As Elon Musk, founder of SpaceX and Tesla will confirm… the biggest gains that lead to the greatest breakthroughs do not come without serious investment.
In this case, we ourselves are not building self-driving cars or reusable spaceships… although plenty of CSU alumni are building those things and so much more, right here in California… but we are working on our own giant leap forward – our Moon Landing – to improve academic infrastructure leading to student success and timely graduation.
As mentioned, the pathways to degree today are varied and most won’t resembles our own personal experience.
To put a face on this fact, I wish to end my report today by showing a video highlighting the incredible work of Fresno State’s Renaissance Scholars program, which works to provide additional support for students that come from the foster system or were homeless.
The video was produced by Kleenex – I assure you, I’m not getting a tissue kickback by showing it – and it emphasizes the importance of holistic support for students… going beyond the classroom and advising office… and making a simple, yet incredibly meaningful difference.
The issues we’ve touched on over the past two days... student research, graduation rates, high-impact practices, budget support and philanthropy… these issues are deeply intertwined and woven into the fabric of what makes the CSU a successful university.
That success is quantifiable… as we have seen in the most recent U.S. News and World Report rankings, which named Fresno State the top public university in the country in graduation rate performance… in addition to rankings released last month by Washington Monthly, which named the Bulldogs as the 25th best university in the country overall.
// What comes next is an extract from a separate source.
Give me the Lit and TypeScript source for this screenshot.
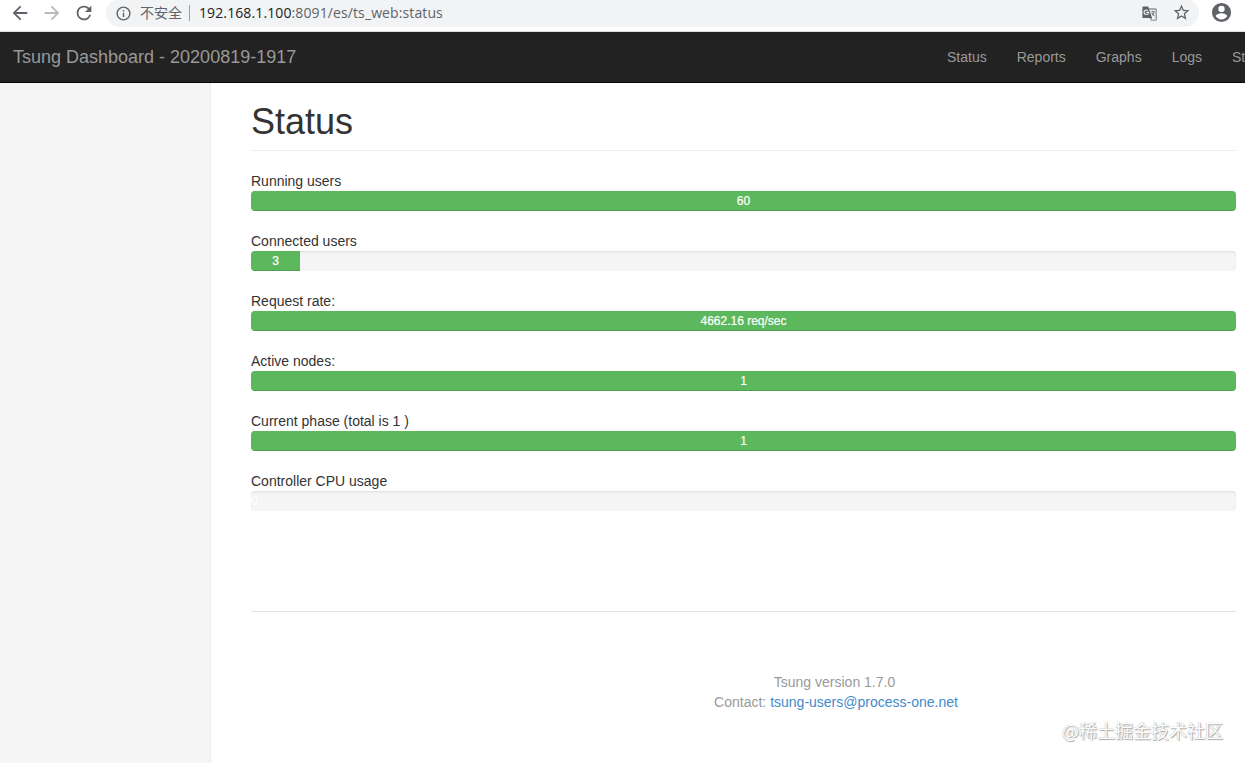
import { LitElement, html, css, svg } from "lit";
import { customElement, property } from "lit/decorators.js";

interface Metric {
  label: string;
  value: string;
  percent: number;
}

const METRICS: Metric[] = [
  { label: "Running users", value: "60", percent: 100 },
  { label: "Connected users", value: "3", percent: 5 },
  { label: "Request rate:", value: "4662.16 req/sec", percent: 100 },
  { label: "Active nodes:", value: "1", percent: 100 },
  { label: "Current phase (total is 1 )", value: "1", percent: 100 },
  { label: "Controller CPU usage", value: "0", percent: 0 },
];

const ICONS = {
  back: svg`<path d="M20 11H7.83l5.59-5.59L12 4l-8 8 8 8 1.41-1.41L7.83 13H20v-2z"/>`,
  forward: svg`<path d="M12 4l-1.41 1.41L16.17 11H4v2h12.17l-5.58 5.59L12 20l8-8z"/>`,
  reload: svg`<path d="M17.65 6.35A7.96 7.96 0 0 0 12 4a8 8 0 1 0 7.73 10h-2.08A6 6 0 1 1 12 6c1.66 0 3.14.69 4.22 1.78L13 11h7V4l-2.35 2.35z"/>`,
  info: svg`<path d="M11 7h2v2h-2zm0 4h2v6h-2zm1-9a10 10 0 1 0 0 20 10 10 0 0 0 0-20zm0 18a8 8 0 1 1 0-16 8 8 0 0 1 0 16z"/>`,
  star: svg`<path d="M22 9.24l-7.19-.62L12 2 9.19 8.63 2 9.24l5.46 4.73L5.82 21 12 17.27 18.18 21l-1.63-7.03L22 9.24zM12 15.4l-3.76 2.27 1-4.28-3.32-2.88 4.38-.38L12 6.1l1.71 4.04 4.38.38-3.32 2.88 1 4.28L12 15.4z"/>`,
  user: svg`<path d="M12 2a10 10 0 1 0 0 20 10 10 0 0 0 0-20zm0 3a3.3 3.3 0 1 1 0 6.6A3.3 3.3 0 0 1 12 5zm0 14.2a7.2 7.2 0 0 1-6-3.22c.03-1.99 4-3.08 6-3.08s5.97 1.09 6 3.08a7.2 7.2 0 0 1-6 3.22z"/>`,
  translate: svg`<path fill-rule="evenodd" d="M3 2h7.2l1 3H21a1 1 0 0 1 1 1v15a1 1 0 0 1-1 1h-7l-1.2-3.5H3a1 1 0 0 1-1-1V3a1 1 0 0 1 1-1zm8.6 4.2 4 12.3-1.8 2.3h7V6.2zM7.6 6.2a4 4 0 1 0 3.9 4.8v-1.4H7.6v1.6h2.2a2.4 2.4 0 1 1-.6-2.6l1.2-1.2a4 4 0 0 0-2.8-1.2z"/><path d="M13.6 10.1v-1h2.5V8h1.1v1.1H20v1h-1a8 8 0 0 1-1.6 3.1l2.1 2.1-.7.8-2.2-2.2-1 .9-.4-1.2.7-.6-1.2-1.7h1.1l.8 1a6 6 0 0 0 1.1-2.2z"/>`,
};

@customElement("ts-icon")
export class TsIcon extends LitElement {
  @property() name: keyof typeof ICONS = "back";

  static styles = css`
    :host { display: block; flex: none; }
    svg { display: block; width: 100%; height: 100%; fill: currentColor; }
  `;

  render() {
    return html`<svg viewBox="0 0 24 24">${ICONS[this.name]}</svg>`;
  }
}

@customElement("ts-meter")
export class TsMeter extends LitElement {
  @property({ attribute: false }) metric!: Metric;

  static styles = css`
    :host { display: block; margin-bottom: 20px; }
    .label { line-height: 20px; }
    .track {
      height: 20px;
      overflow: hidden;
      background: #f5f5f5;
      border-radius: 4px;
      box-shadow: inset 0 1px 2px rgba(0, 0, 0, 0.1);
    }
    .bar {
      height: 100%;
      font-size: 12px;
      line-height: 20px;
      color: #fff;
      text-align: center;
      white-space: nowrap;
      background: #5cb85c;
      box-shadow: inset 0 -1px 0 rgba(0, 0, 0, 0.15);
      -webkit-text-stroke: 0.2px #fff;
    }
  `;

  render() {
    const { label, value, percent } = this.metric;
    return html`
      <div class="label">${label}</div>
      <div class="track"><div class="bar" style="width:${percent}%">${value}</div></div>
    `;
  }
}

@customElement("app-root")
export class AppRoot extends LitElement {
  static styles = css`
    :host {
      display: flex;
      flex-direction: column;
      position: relative;
      height: 100vh;
      overflow: hidden;
      background: #fff;
      color: #333;
      font: 14px/20px "Liberation Sans", Arial, sans-serif;
    }
    .toolbar {
      display: flex;
      align-items: center;
      flex: none;
      box-sizing: border-box;
      height: 32px;
      padding: 0 13px 5px 9px;
      border-bottom: 1px solid #dcdee0;
      color: #5f6368;
    }
    .nav-icon { width: 22px; height: 22px; margin-right: 10px; }
    .off { color: #b9bbbe; }
    .omnibox {
      display: flex;
      align-items: center;
      flex: 1;
      height: 28px;
      margin: 0 11px 0 1px;
      padding: 0 8px 0 9px;
      border-radius: 14px;
      background: #f1f3f4;
      font-family: "Noto Sans", "Noto Sans CJK SC", sans-serif;
      white-space: nowrap;
    }
    .info { width: 17px; height: 17px; margin-right: 8px; }
    .insecure { font: 14px/20px "Noto Sans CJK SC", sans-serif; margin-top: -2px; }
    .sep { width: 1px; height: 16px; margin: 0 9px 0 7px; background: #9aa0a6; }
    .url { flex: 1; font-family: "Open Sans", sans-serif; letter-spacing: 0.11px; }
    .host { color: #202124; }
    .translate { width: 17px; height: 17px; margin-right: 14px; }
    .star { width: 19px; height: 19px; margin-top: -1px; }
    .user { width: 23px; height: 23px; margin-right: -1px; margin-top: -1px; }
    .navbar {
      display: flex;
      align-items: center;
      justify-content: space-between;
      flex: none;
      height: 50px;
      padding-left: 13px;
      background: #222;
      border-bottom: 1px solid #080808;
      color: #999;
      white-space: nowrap;
    }
    .brand { font-size: 18px; }
    .links { display: flex; gap: 30px; width: 298px; overflow: hidden; }
    .body { display: flex; flex: 1; min-height: 0; }
    .sidebar { flex: none; width: 210px; background: #f5f5f5; border-right: 1px solid #eee; }
    .main { flex: 1; min-width: 0; padding: 0 9px 0 40px; }
    h1 {
      margin: 0 0 20px;
      padding: 19px 0 9px;
      border-bottom: 1px solid #eee;
      font-size: 36px;
      font-weight: 500;
      line-height: 39px;
    }
    .footer {
      display: flex;
      flex-direction: column;
      align-items: center;
      margin-top: 100px;
      padding: 60px 0 0 185px;
      border-top: 1px solid #e2e2e2;
      color: #999;
    }
    .version { margin-right: 3px; }
    .mail { color: #428bca; text-decoration: none; }
    .watermark {
      position: absolute;
      right: 22px;
      bottom: 20px;
      font: 18px/26px "Noto Sans CJK SC", sans-serif;
      color: #fff;
      text-shadow: 0 0 1px #999, 1px 1px 1px #aaa;
    }
  `;

  render() {
    return html`
      <div class="toolbar">
        <ts-icon class="nav-icon" name="back"></ts-icon>
        <ts-icon class="nav-icon off" name="forward"></ts-icon>
        <ts-icon class="nav-icon" name="reload"></ts-icon>
        <div class="omnibox">
          <ts-icon class="info" name="info"></ts-icon>
          <span class="insecure">不安全</span>
          <span class="sep"></span>
          <span class="url"><span class="host">192.168.1.100</span>:8091/es/ts_web:status</span>
          <ts-icon class="translate" name="translate"></ts-icon>
          <ts-icon class="star" name="star"></ts-icon>
        </div>
        <ts-icon class="user" name="user"></ts-icon>
      </div>
      <nav class="navbar">
        <span class="brand">Tsung Dashboard - 20200819-1917</span>
        <div class="links">
          <span>Status</span><span>Reports</span><span>Graphs</span><span>Logs</span><span>Stop</span>
        </div>
      </nav>
      <div class="body">
        <aside class="sidebar"></aside>
        <main class="main">
          <h1>Status</h1>
          ${METRICS.map((m) => html`<ts-meter .metric=${m}></ts-meter>`)}
          <footer class="footer">
            <div class="version">Tsung version 1.7.0</div>
            <div>Contact: <a class="mail">tsung-users@process-one.net</a></div>
          </footer>
        </main>
      </div>
      <div class="watermark">@稀土掘金技术社区</div>
    `;
  }
}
In fact, the rankings from U.S. News and World Report are really a Who’s Who of the CSU… with Cal Poly San Luis Obispo ranked as the top public regional university in the west for the 24th consecutive year… and six CSU campuses – San Luis Obispo, Pomona, San Jose, Long Beach, Chico and Sonoma – ranked in the Top 10.
An incredible honor – and accomplishment – for all.
Congratulations.
Chair Eisen, that concludes my report.